There exists an analytical solution
$$
u(x,t) = \sin(4\pi x) e^{-16\pi^2 \nu t}
$$

We can find each partial derivative
$$
u_t = -16\pi^2 \nu \sin(4\pi x) e^{-16\pi^2 \nu t}
$$
$$
u_x = 4\pi \cos(4\pi x) e^{-16\pi^2 \nu t}
$$
$$
u_{xx} = -16 \pi^2 \sin(4\pi x) e^{-16\pi^2 \nu t}
$$

In [3]:
import numpy as np

# Specify diffusion coefficient
nu = 0.1

# Initialize u, x, and t vectors
xmax = 1.0
dx = xmax/50
x = np.arange(0, xmax, dx)
tmax = 0.2
dt = tmax/100
t = np.arange(0, tmax, dt)
u = np.zeros((len(t), len(x))) # rows are timesteps

# Compute analytical solution
for n in range(len(t)):
	u[n, :] = np.sin(4*np.pi*x)*np.exp(-16*np.pi**2*nu*t[n])

In [4]:
# Create vectors for partial derivatives
u_t = np.zeros(u.shape)
u_x = np.zeros(u.shape)
u_xx = np.zeros(u.shape)

for n in range(len(t)):
    u_t[n, :] = -16*np.pi**2*nu*np.sin(4*np.pi*x)*np.exp(-16*np.pi**2*nu*t[n])
    u_x[n, :] = 4*np.pi*np.cos(4*np.pi*x)*np.exp(-16*np.pi**2*nu*t[n])
    u_xx[n, :] = -16*np.pi**2*np.sin(4*np.pi*x)*np.exp(-16*np.pi**2*nu*t[n])
    
# Compute a convective term (that we know should have no effect)
uu_x = u*u_x

# Check to make sure some random point satisfies the PDE
i,j = 15,21
print(u_t[i,j] - nu*u_xx[i,j])

0.0


In [6]:
"""Try a solution using a matrix"""

def null(A, eps=1e-15):
    u, s, vh = np.linalg.svd(A)
    null_space = np.compress(s <= eps, vh, axis=0)
    return null_space.T

# Pick some indices out of the field -- somewhat random points in space and time
i, j = 1, 32
i1, j1 = 2, 40
i2, j2 = 7, 23
i3, j3 = 32, 12
i4, j4 = 13, 31

# Now let's make these matrices and solve for our differential equation
K = np.matrix([[u_t[i,j], -u_x[i,j], -u_xx[i,j], -uu_x[i,j], -1.0],
               [u_t[i1,j1], -u_x[i1,j1], -u_xx[i1,j1], -uu_x[i1,j1], -1.0],
               [u_t[i2,j2], -u_x[i2,j2], -u_xx[i2,j2], -uu_x[i2,j2], -1.0],
               [u_t[i3,j3], -u_x[i3,j3], -u_xx[i3,j3], -uu_x[i3,j3], -1.0],
               [u_t[i4,j4], -u_x[i4,j4], -u_xx[i4,j4], -uu_x[i4,j4], -1.0]
              ])
M = null(K)
print(M.T/M[0])

[[  1.00000000e+00   1.00165863e-17   1.00000000e-01   5.52825932e-18
   -2.12841927e-16]]


So we see that this approach tells us that our data fits the equation

$$
u_t = 0u_x + 0.1u_{xx} + 0uu_x + 0, 
$$
or
$$
u_t = \nu u_{xx}
$$

which is the actual governing equation!

In [9]:
"""Now let's automate the matrix creation process a bit using random indices"""
nterms = 5 # total number of terms in the equation
ni, nj = u.shape
K = np.zeros((5,5))

for n in range(nterms):
    i = int(np.random.rand()*(ni-1))
    j = int(np.random.rand()*(nj-1))
    K[n,0] = u_t[i,j]
    K[n,1] = -u_x[i,j]
    K[n,2] = -u_xx[i,j]
    K[n,3] = -uu_x[i,j]
    K[n,4] = -1.0
    
M = null(K)
print(M.T/M[0])

[[  1.00000000e+00   3.63389004e-16   1.00000000e-01   2.05776903e-15
    2.67294524e-16]]


## Would this method work with experimental data?

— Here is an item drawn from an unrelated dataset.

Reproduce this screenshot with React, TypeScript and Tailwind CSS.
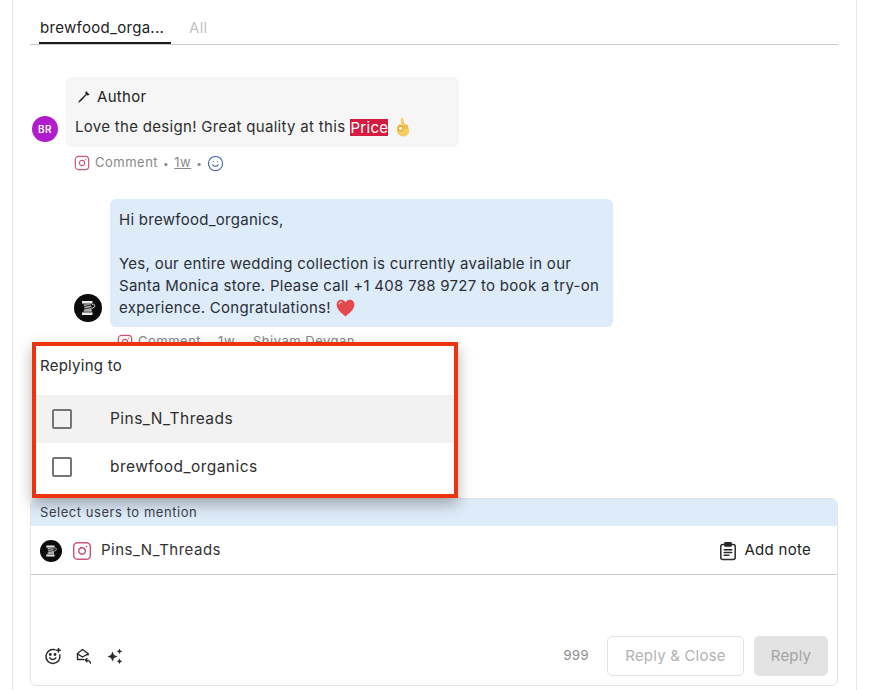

Imagine we had various "probes" on a physical model of a heat conducting system, which were sampled in time.

We can sample the analytical solution at specified points, but add some Gaussian noise to approximate a sensor in the real works. Can we still unveil the heat equation?

## Future applications

The example presented here may be trivial, as we examined the known analytical solution to a linear PDE. It would of course be of interest to apply this to a real world problem. For example, we might apply this technique to a direct numerical simulation of turbulent flow. After either Reynolds averaging or filtering the "exact" numerical solution (i.e., large eddy simulation), we may be able to find new PDEs that describe the system in terms of these lower resolution sampling techniques.